The Buck stopped here is a weekly blog by our contemporary art correspondent Louisa Buck covering the hottest events and must-see exhibitions in London and beyond

Taus Makhacheva’s art spa offers a moment of respite from turbulent Liverpool Biennial

Experiencing the Sculptural Signature Facial performance-treatment at Taus Makhacheva's ASMR Spa in Liverpool Mark McNulty

What better way to recover from a night on the town in Liverpool (your correspondent strongly recommends the locally distilled gin at The Belvedere) than a soothing facial? Especially when that facial comes with the cultural endorsement of the Liverpool Biennial. No matter that my treatment—on Friday 13th—took place in front of the assembled ranks of the arts press, such was the skill of Helen, the beautician selected by the artist Taus Makhacheva for her ASMR Spa, that all shutter clicks and background rumbles were subsumed into a blissed-out haze. Even the biggest rumble of the day, the arrival in the UK of Donald Trump, was smoothed into silence.

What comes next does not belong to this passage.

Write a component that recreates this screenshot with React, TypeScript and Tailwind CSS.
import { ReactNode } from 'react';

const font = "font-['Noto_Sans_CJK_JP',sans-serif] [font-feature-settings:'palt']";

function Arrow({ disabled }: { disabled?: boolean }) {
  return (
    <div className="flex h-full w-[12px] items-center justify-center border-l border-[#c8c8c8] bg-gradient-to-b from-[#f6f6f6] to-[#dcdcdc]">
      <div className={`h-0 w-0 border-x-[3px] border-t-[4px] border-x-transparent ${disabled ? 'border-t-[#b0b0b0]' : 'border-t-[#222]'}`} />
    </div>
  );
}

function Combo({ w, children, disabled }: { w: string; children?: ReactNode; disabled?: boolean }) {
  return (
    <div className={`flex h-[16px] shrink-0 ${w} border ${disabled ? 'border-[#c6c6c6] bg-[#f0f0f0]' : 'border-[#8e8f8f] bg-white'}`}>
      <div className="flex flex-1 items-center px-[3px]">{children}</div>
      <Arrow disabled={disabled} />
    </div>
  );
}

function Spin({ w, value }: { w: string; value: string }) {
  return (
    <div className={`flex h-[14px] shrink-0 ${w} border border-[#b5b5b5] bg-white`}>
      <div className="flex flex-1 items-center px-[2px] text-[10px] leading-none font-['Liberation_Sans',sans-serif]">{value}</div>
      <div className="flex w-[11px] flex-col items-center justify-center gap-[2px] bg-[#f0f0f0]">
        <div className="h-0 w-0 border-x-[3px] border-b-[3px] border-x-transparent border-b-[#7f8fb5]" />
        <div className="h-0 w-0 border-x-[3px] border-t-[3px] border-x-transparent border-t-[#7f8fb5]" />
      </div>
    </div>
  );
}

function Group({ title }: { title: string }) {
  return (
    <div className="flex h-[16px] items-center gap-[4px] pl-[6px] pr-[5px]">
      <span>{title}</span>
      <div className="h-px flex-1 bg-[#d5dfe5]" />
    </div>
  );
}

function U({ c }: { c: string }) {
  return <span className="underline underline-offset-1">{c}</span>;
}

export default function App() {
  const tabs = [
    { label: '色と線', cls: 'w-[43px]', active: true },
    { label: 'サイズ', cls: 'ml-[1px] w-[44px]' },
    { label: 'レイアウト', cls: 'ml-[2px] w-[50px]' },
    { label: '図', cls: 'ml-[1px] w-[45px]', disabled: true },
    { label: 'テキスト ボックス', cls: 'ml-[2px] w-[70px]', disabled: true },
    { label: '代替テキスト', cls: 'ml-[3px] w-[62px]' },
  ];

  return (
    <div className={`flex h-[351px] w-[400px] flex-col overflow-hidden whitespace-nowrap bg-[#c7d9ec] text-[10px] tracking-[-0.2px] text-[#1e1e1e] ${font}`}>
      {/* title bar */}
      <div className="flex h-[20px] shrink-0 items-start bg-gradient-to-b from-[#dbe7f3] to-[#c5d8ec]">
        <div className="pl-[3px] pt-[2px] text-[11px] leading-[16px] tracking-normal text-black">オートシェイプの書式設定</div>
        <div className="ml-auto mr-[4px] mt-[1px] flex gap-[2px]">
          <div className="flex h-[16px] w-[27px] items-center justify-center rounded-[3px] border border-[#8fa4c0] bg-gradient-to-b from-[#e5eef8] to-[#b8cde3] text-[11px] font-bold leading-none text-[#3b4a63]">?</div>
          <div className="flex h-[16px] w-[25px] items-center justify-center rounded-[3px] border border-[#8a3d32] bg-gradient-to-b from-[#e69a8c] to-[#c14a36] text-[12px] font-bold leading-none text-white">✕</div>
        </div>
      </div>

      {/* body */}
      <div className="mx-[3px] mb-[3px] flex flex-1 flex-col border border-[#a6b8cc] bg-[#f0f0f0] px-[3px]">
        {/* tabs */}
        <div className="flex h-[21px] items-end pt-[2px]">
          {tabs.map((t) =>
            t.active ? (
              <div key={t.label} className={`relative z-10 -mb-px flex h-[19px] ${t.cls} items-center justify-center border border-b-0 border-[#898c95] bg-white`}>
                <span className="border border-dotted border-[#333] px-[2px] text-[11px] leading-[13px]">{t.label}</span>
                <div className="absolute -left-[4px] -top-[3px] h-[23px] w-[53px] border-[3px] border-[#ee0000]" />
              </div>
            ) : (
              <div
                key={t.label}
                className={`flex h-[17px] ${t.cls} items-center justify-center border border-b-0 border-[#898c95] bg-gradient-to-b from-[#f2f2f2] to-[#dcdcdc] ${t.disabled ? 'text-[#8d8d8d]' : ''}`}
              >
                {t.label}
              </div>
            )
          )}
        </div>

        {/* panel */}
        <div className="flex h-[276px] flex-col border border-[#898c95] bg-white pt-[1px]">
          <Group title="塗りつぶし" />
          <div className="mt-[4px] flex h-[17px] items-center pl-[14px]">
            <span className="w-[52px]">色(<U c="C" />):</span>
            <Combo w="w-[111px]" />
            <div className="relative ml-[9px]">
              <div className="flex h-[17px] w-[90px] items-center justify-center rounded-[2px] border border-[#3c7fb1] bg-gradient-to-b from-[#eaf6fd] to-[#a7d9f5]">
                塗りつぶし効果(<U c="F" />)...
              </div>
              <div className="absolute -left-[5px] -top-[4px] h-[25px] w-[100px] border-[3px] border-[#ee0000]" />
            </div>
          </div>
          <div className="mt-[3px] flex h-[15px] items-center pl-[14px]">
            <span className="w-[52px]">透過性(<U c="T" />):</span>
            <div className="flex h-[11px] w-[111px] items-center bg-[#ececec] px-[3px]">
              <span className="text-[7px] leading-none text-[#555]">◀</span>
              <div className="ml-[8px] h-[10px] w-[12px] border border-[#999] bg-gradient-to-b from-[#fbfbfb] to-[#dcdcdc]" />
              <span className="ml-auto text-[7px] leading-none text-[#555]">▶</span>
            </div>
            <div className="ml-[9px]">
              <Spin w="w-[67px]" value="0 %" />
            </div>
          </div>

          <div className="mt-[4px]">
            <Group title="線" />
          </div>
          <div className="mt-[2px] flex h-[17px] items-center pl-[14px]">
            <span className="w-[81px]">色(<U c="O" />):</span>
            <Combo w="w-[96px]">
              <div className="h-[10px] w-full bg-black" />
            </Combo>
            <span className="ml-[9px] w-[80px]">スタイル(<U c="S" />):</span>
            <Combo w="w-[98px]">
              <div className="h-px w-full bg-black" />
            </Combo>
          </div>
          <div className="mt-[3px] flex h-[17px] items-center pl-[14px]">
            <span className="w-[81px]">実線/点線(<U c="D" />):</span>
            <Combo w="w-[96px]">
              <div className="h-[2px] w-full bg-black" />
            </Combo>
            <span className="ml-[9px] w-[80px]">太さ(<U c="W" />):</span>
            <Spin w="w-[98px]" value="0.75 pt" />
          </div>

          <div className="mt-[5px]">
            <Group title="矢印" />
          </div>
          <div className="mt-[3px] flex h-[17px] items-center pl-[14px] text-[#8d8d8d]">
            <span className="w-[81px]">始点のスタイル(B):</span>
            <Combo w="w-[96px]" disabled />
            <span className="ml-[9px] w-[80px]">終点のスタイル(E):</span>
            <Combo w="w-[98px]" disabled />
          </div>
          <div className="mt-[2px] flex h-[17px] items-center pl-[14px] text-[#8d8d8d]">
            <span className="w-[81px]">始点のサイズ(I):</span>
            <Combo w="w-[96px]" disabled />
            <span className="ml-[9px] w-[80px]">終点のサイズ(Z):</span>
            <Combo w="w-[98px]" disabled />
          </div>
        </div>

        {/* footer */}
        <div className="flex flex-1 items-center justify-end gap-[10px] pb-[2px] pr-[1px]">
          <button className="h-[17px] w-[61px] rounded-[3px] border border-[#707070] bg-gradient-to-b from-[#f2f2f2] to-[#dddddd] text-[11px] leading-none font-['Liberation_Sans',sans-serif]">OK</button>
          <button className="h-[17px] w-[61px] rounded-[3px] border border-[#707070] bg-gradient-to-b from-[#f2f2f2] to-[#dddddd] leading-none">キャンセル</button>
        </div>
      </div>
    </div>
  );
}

What I was experiencing at this very special spa in Blackburne House, an educational centre for women in the city’s Georgian quarter, was a Sculptural Signature Facial. “It’s called sculptural because it makes you more defined, fills the cracks,” Helen whispered conspiratorially as she commenced proceedings by massaging my weary and decidedly cracked old visage with Mixed Clay Cleanser, the first in a series of six treatments based on the component parts of artworks “because this is all about making you into a work”.

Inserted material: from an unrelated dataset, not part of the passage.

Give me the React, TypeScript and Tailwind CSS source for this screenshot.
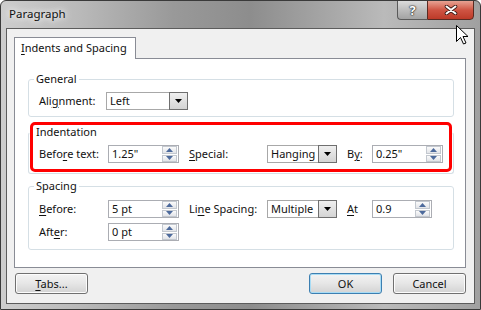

Artist Taus Makhacheva (right) and performer-beautician Helen at the Blackburne House spa Louisa Buck

Makhacheva gave The Art Newspaper a more detailed explanation of the ideas behind the ASMR Spa in our interview last month. But the basic premise is that the recipient of each treatment both physically absorbs elements of destroyed artworks and, due to the ministrations of the performer-beautician, is also made to feel like a sculptural subject being gently restored to a more complete state. Those not able to book a treatment directly can try the experience courtesy of screens and earphones that administer ASMR (autonomous sensory meridian response) techniques.

After half an hour of Helen’s murmured account of lost and destroyed artworks and commentary on the delicious Moscow-produced unguents being applied (via a script by David McDermott), I felt sufficiently revived to sally forth and immerse myself in the rest of the biennial. Given that this year’s exceptionally strong showing—under the title of Beautiful World, Where are You?—grapples with the social, political and economic turmoil of today’s world, and opened against the backdrop of Trump’s visit, I was grateful, for a short time at least, to be restored from my hitherto fragile state.